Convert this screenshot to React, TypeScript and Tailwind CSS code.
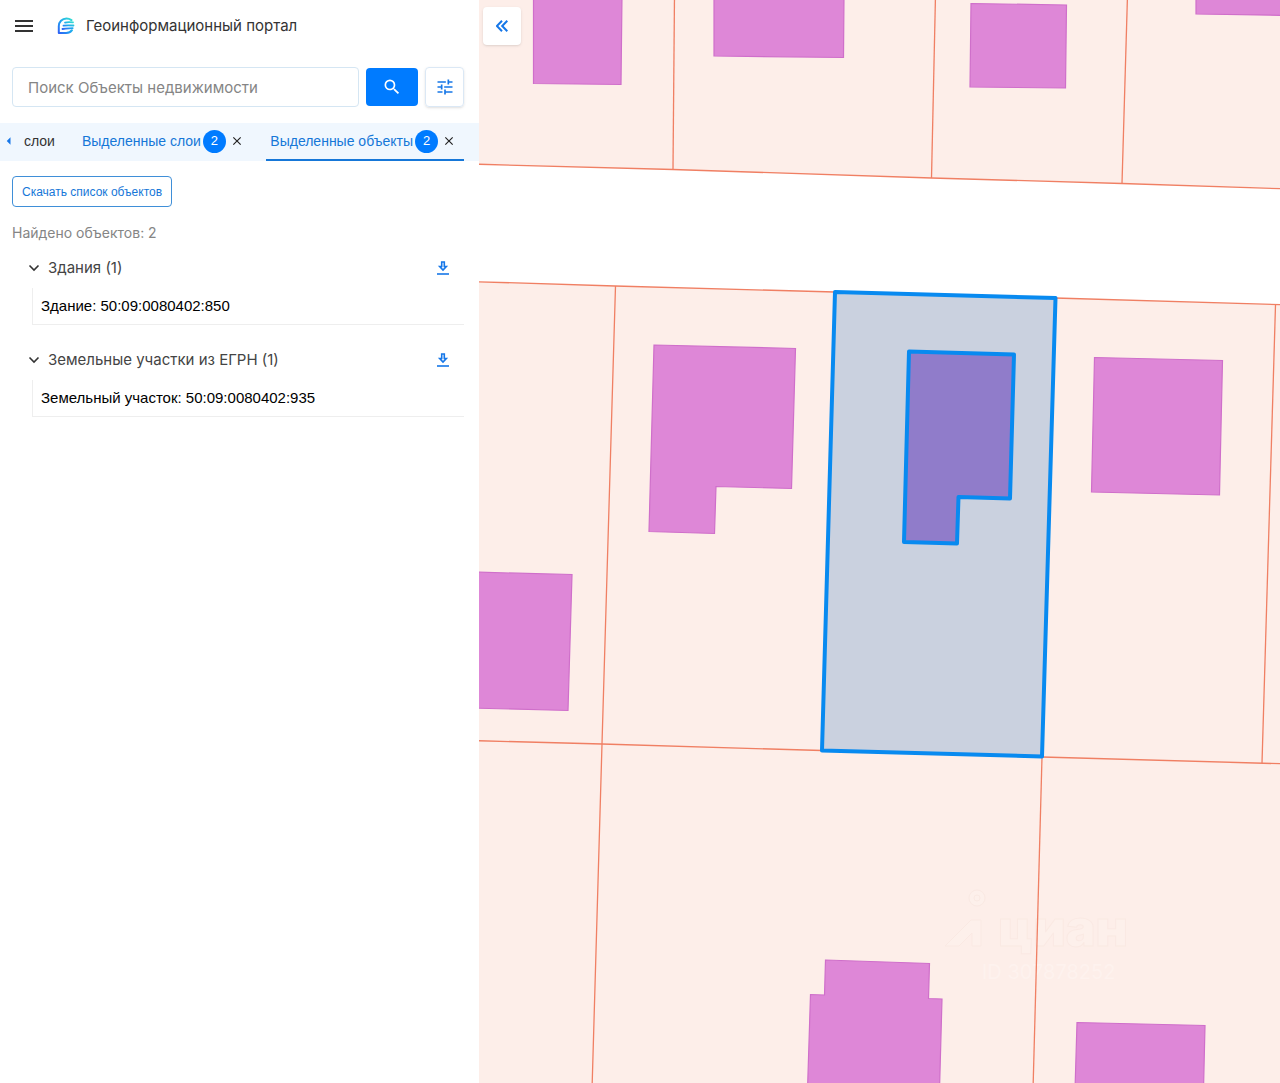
import { useState } from "react";
import { MdMenu, MdSearch, MdTune, MdClose, MdArrowLeft } from "react-icons/md";

const GROUPS = [
  { id: "buildings", title: "Здания (1)", items: ["Здание: 50:09:0080402:850"] },
  { id: "parcels", title: "Земельные участки из ЕГРН (1)", items: ["Земельный участок: 50:09:0080402:935"] },
];

const PARCELS = [
  "-10,-10 1300,-10 1300,189 1280,188 1122,183 931,178 673,169.5 479,164 -10,150",
  "470,281.5 615,286 835,292 1055,298 1275,305 1300,305.5 1300,1100 470,1100",
];

const BORDERS = [
  "674.5,-5 673,169.5",
  "935.5,-5 931.5,178",
  "1127.5,-5 1122,183.5",
  "470,164 673,169.5 931.5,178 1122,183.5 1290,189",
  "470,281.5 615,286 835,292 1055,298 1290,305",
  "615.5,286 602,744 592,1090",
  "1275.5,305 1262,763",
  "470,740.5 602,744 822,750.5 1042,757 1290,764",
  "1042,757 1033,1090",
];

const BUILDINGS = [
  "533.5,-5 533.5,83.5 621,84.5 622,-5",
  "714,-5 714,56 843.5,57.5 844,-5",
  "971,3.5 1066.5,5 1065.5,88 970,87",
  "1196,-5 1196,14 1290,15.5 1290,-5",
  "654,345 795.5,348.5 791.5,488.5 716,486.5 714.5,533.5 649,531.5",
  "1094.5,357.5 1222.5,360.5 1219.5,495 1091.5,492",
  "470,572 572,574.5 568,710.5 470,708",
  "825.5,960 929.5,963.5 928.5,998.5 942,999 939.5,1090 807.5,1090 810.5,994.5 824.5,995",
  "1077,1022.5 1205,1025.5 1203.5,1090 1075,1090",
];

function Logo() {
  return (
    <svg viewBox="0 0 18 18" className="size-[18px]" aria-hidden="true">
      <defs>
        <linearGradient id="logo-fill" x1="0" y1="1" x2="1" y2="0">
          <stop offset="0" stopColor="#2f62f5" />
          <stop offset="0.5" stopColor="#1fa6f0" />
          <stop offset="1" stopColor="#35e0d0" />
        </linearGradient>
      </defs>
      <g fill="none" stroke="url(#logo-fill)" strokeLinecap="round" strokeLinejoin="round">
        <path strokeWidth="2" d="M14.500 3.200C13 2.200 11.300 1.600 9.500 1.600 5 1.600 1.800 5 1.800 9.200V16h7.400c2.400 0 4.500-1 5.800-2.800" />
        <path strokeWidth="1.8" d="M8 5.600c2.500-.8 5-.7 8-.2M6.500 8.700c3-.7 6-.5 10-.2M5.500 12c3.500-.8 6.500-.6 10.200-.9" />
      </g>
    </svg>
  );
}

function DownloadIcon() {
  return (
    <svg viewBox="0 0 12 14" className="h-3.5 w-3" fill="none" stroke="currentColor" strokeWidth="1.6" aria-hidden="true">
      <path d="M4.700 1h2.600v4.500h2L6 9 2.700 5.500h2z" />
      <path d="M0 13h12" />
    </svg>
  );
}

function MapView() {
  return (
    <svg viewBox="479 0 801 1083" preserveAspectRatio="xMinYMin slice" className="absolute inset-0 size-full" role="img" aria-label="Карта">
      {PARCELS.map((p) => <polygon key={p} points={p} fill="#fdeee9" />)}

      {/* watermark */}
      <g fill="#fdf0eb" stroke="#fae9e3" strokeWidth="1" fontFamily="Inter, sans-serif">
        <circle cx="977" cy="898" r="8" />
        <circle cx="977" cy="898" r="3" />
        <path d="M945 946l26-26h10v26h-9v-13l-13 13z" />
        <text x="998" y="946" fontSize="50" fontWeight="900">циан</text>
        <text x="982" y="979" fontSize="20" stroke="none" fill="#fef2ee">ID 307878252</text>
      </g>

      {BORDERS.map((p) => <polyline key={p} points={p} fill="none" stroke="#f07f63" strokeWidth="1.3" />)}
      {BUILDINGS.map((p) => <polygon key={p} points={p} fill="#de87d7" stroke="#cf6fca" strokeWidth="1.2" />)}

      {/* selected parcel and building */}
      <g stroke="#088af0" strokeWidth="4" strokeLinejoin="round">
        <polygon points="835,292 1055.500,298 1042,756.500 822,750.500" fill="#cad1df" />
        <polygon points="909,351.500 1014,354.500 1010,498.500 958.500,497 957,543.500 904,542" fill="#907cca" />
      </g>
    </svg>
  );
}

export default function App() {
  const [query, setQuery] = useState("");
  const [closed, setClosed] = useState<string[]>([]);

  const toggle = (id: string) =>
    setClosed((c) => (c.includes(id) ? c.filter((x) => x !== id) : [...c, id]));

  const badgeClass = "ml-0.5 flex size-[23px] items-center justify-center rounded-full bg-[#007bff] text-[13px] text-white";

  return (
    <div className="flex min-h-screen bg-white font-['Liberation_Sans',sans-serif] text-[#222]">
      <aside className="w-[479px] shrink-0">
        <header className="flex h-[52px] items-center px-3">
          <button aria-label="Меню" className="text-[#333]"><MdMenu size={24} /></button>
          <a href="#" className="ml-[21px] flex items-center gap-[11px] font-[Inter,sans-serif] text-[15px] text-[#333]">
            <Logo />
            Геоинформационный портал
          </a>
        </header>

        <form className="flex items-center gap-[7px] pt-[15px] pr-[15px] pl-3" onSubmit={(e) => e.preventDefault()}>
          <input
            type="text"
            aria-label="Поиск"
            placeholder="Поиск Объекты недвижимости"
            value={query}
            onChange={(e) => setQuery(e.target.value)}
            className="h-10 min-w-0 flex-1 rounded-[4px] border border-[#d5e6f3] px-[15px] font-[Inter,sans-serif] text-[15px] placeholder:text-[#858585] focus:outline-none"
          />
          <button type="submit" aria-label="Найти" className="flex h-[38px] w-[52px] items-center justify-center rounded-[4px] bg-[#007bff] text-white">
            <MdSearch size={20} />
          </button>
          <button type="button" aria-label="Фильтры" className="flex h-10 w-[39px] items-center justify-center rounded-[4px] border border-[#dbe8f5] text-[#1677e8] shadow-sm">
            <MdTune size={20} />
          </button>
        </form>

        {/* Tabs */}
        <nav className="mt-4 flex h-[38px] items-stretch bg-[#f0f7fe] pr-[15px] text-sm">
          <button aria-label="Назад" className="flex w-6 items-center border-b-2 border-transparent text-[#1677e8]"><MdArrowLeft size={18} /></button>
          <button className="border-b-2 border-transparent text-[#333]">слои</button>
          <div className="ml-[27px] flex items-center border-b-2 border-transparent">
            <button className="text-[#1677d8]">Выделенные слои</button>
            <span className={badgeClass}>2</span>
            <button aria-label="Закрыть слои" className="ml-1 text-[#222]"><MdClose size={14} /></button>
          </div>
          <div className="ml-auto flex items-center border-b-2 border-[#1677d8] pr-2 pl-1">
            <button className="text-[#1677d8]">Выделенные объекты</button>
            <span className={badgeClass}>2</span>
            <button aria-label="Закрыть объекты" className="ml-1 text-[#222]"><MdClose size={14} /></button>
          </div>
        </nav>

        <div className="pr-[15px] pl-3">
          <button className="mt-[15px] flex h-[31px] items-center rounded-[4px] border border-[#3f8fd8] px-[9px] text-xs text-[#1677d8]">
            Скачать список объектов
          </button>
          <p className="mt-4 mb-[5px] font-[Inter,sans-serif] text-sm leading-5 text-[#858585]">Найдено объектов: 2</p>

          {GROUPS.map((g) => (
            <section key={g.id} className="mb-[15px] pl-5">
              <div className="flex h-10 items-center justify-between pr-[15px]">
                <button onClick={() => toggle(g.id)} className="flex items-center gap-2 font-[Inter,sans-serif] text-[15px] text-[#444]">
                  <svg viewBox="0 0 12 12" className="-ml-1 size-3" fill="none" stroke="#333" strokeWidth="1.6" aria-hidden="true">
                    <path d="M1.500 3.500 6 8l4.500-4.500" />
                  </svg>
                  {g.title}
                </button>
                <button aria-label={`Скачать: ${g.title}`} className="text-[#1677e8]"><DownloadIcon /></button>
              </div>
              {!closed.includes(g.id) && (
                <ul className="border-b border-l border-[#eee]">
                  {g.items.map((item) => (
                    <li key={item} className="px-2 py-1.5 text-[15px] leading-6 text-black">{item}</li>
                  ))}
                </ul>
              )}
            </section>
          ))}
        </div>
      </aside>

      <main className="relative flex-1 overflow-hidden">
        <MapView />
        <button aria-label="Свернуть панель" className="absolute top-[7px] left-1 flex size-[38px] items-center justify-center rounded-[4px] bg-white text-[#1677e8] shadow">
          <svg viewBox="0 0 12 12" className="size-3" fill="none" stroke="currentColor" strokeWidth="2" aria-hidden="true">
            <path d="M6 .8.900 6 6 11.200M11.300.8 6.200 6l5.100 5.200" />
          </svg>
        </button>
      </main>
    </div>
  );
}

________________________

[Aim]:
Return exactly what appears from the opening line of the material through the line with "MdTune, MdClose, MdArrowLeft", apart from the pictures.

[Full answer]:
Convert this screenshot to React, TypeScript and Tailwind CSS code.
import { useState } from "react";
import { MdMenu, MdSearch, MdTune, MdClose, MdArrowLeft } from "react-icons/md";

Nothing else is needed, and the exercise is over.